Cour de cassation - Chambre civile 2
- N° de pourvoi : 22-10.238
- ECLI:FR:CCASS:2024:C200306
- Non publié au bulletin
- Solution : Cassation partielle
Audience publique du jeudi 04 avril 2024
Décision attaquée : Tribunal judiciaire de Saint-Etienne, du 10 septembre 2021- Président
- Mme Martinel (président)
Texte intégral
RÉPUBLIQUE FRANCAISE
AU NOM DU PEUPLE FRANCAIS
AU NOM DU PEUPLE FRANCAIS
LA COUR DE CASSATION, DEUXIÈME CHAMBRE CIVILE, a rendu l'arrêt suivant :
CIV. 2
AF1
COUR DE CASSATION
______________________
Audience publique du 4 avril 2024
Cassation partielle
Mme MARTINEL, président
Arrêt n° 306 F-D
Pourvoi n° G 22-10.238
R É P U B L I Q U E F R A N Ç A I S E
_________________________
AU NOM DU PEUPLE FRANÇAIS
_________________________
ARRÊT DE LA COUR DE CASSATION, DEUXIÈME CHAMBRE CIVILE, DU 4 AVRIL 2024
La Caisse de prévoyance des agents de la sécurité sociale, dont le siège est [Adresse 1], a formé le pourvoi n° G 22-10.238 contre le jugement rendu le 10 septembre 2021 par le tribunal judiciaire de Saint-Etienne (4e chambre civile), dans le litige l'opposant à Mme [M] [E], domiciliée [Adresse 2], défenderesse à la cassation.

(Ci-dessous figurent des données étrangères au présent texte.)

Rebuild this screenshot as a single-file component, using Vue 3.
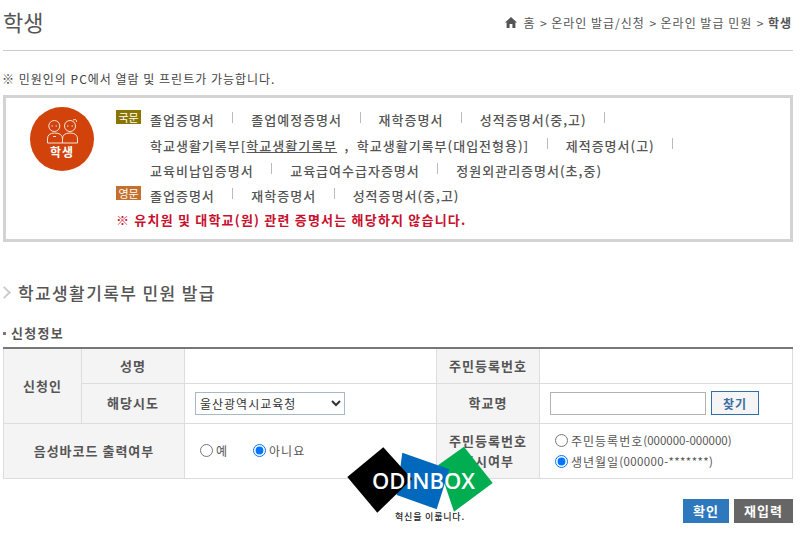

La demanderesse invoque, à l'appui de son pourvoi, un moyen de cassation.
Le dossier a été communiqué au procureur général.
Sur le rapport de M. Martin, conseiller, les observations de la SCP Rocheteau, Uzan-Sarano et Goulet, avocat de la Caisse de prévoyance des agents de la sécurité sociale et assimilés, et l'avis de M. Grignon Dumoulin, avocat général, après débats en l'audience publique du 27 février 2024 où étaient présents Mme Martinel, président, M. Martin, conseiller rapporteur, Mme Leroy-Gissinger, conseiller doyen, et Mme Cathala, greffier de chambre,
la deuxième chambre civile de la Cour de cassation, composée des président et conseillers précités, après en avoir délibéré conformément à la loi, a rendu le présent arrêt.
Faits et procédure
1. Selon le jugement attaqué (tribunal judiciaire de Saint-Etienne, 10 septembre 2021) rendu en dernier ressort, Mme [E], qui avait obtenu le versement d'une pension complémentaire d'invalidité par la Caisse de prévoyance des agents de la sécurité sociale et assimilés (la caisse de prévoyance), a bénéficié d'un trop perçu pour la période du 1er avril 2016, date de liquidation de ses droits à retraite, au 30 mai 2016, date à laquelle elle a informé la caisse de prévoyance de son changement de situation.
2. Après avoir, devant un tribunal judiciaire, formé opposition à une ordonnance portant injonction de payer une certaine somme à la caisse de prévoyance au titre de ce trop perçu, Mme [E] a opposé à la caisse de prévoyance la fin de non-recevoir tirée de la prescription de son action en invoquant l'article L. 355-3 du code de la sécurité sociale.
Examen du moyen
Sur le moyen, pris en sa première branche
Enoncé du moyen
3. La caisse de prévoyance fait grief au jugement de déclarer prescrite son action à l'encontre de Mme [E], en application de l'article L. 932-13 du code de la sécurité sociale, alors « que le juge doit, en toutes circonstances, faire observer et observer lui-même le principe de la contradiction ; qu'en déclarant prescrite l'action de la caisse de prévoyance sur le fondement de l'article L. 932-13 du code de la sécurité sociale, quand l'application de cet article n'avait été invoquée par aucune des parties ni discutée par elles, la caisse de prévoyance revendiquant l'application de l'article 2224 du code civil et Mme [E] se bornant à solliciter l'application de l'article L. 355-3 du code de la sécurité sociale, le tribunal, qui a soulevé d'office un moyen sans en informer préalablement les parties afin de recueillir leurs observations dessus, a violé l'article 16 du code de procédure civile, ensemble l'article 6 de la Convention de sauvegarde des droits de l'homme et des libertés fondamentales ».
Réponse de la Cour
Vu l'article 16 du code de procédure civile :
4. Aux termes de ce texte, le juge doit, en toutes circonstances, faire observer et observer lui-même le principe de la contradiction. Il ne peut fonder sa décision sur les moyens de droit qu'il a relevés d'office sans avoir au préalable invité les parties à présenter leurs observations.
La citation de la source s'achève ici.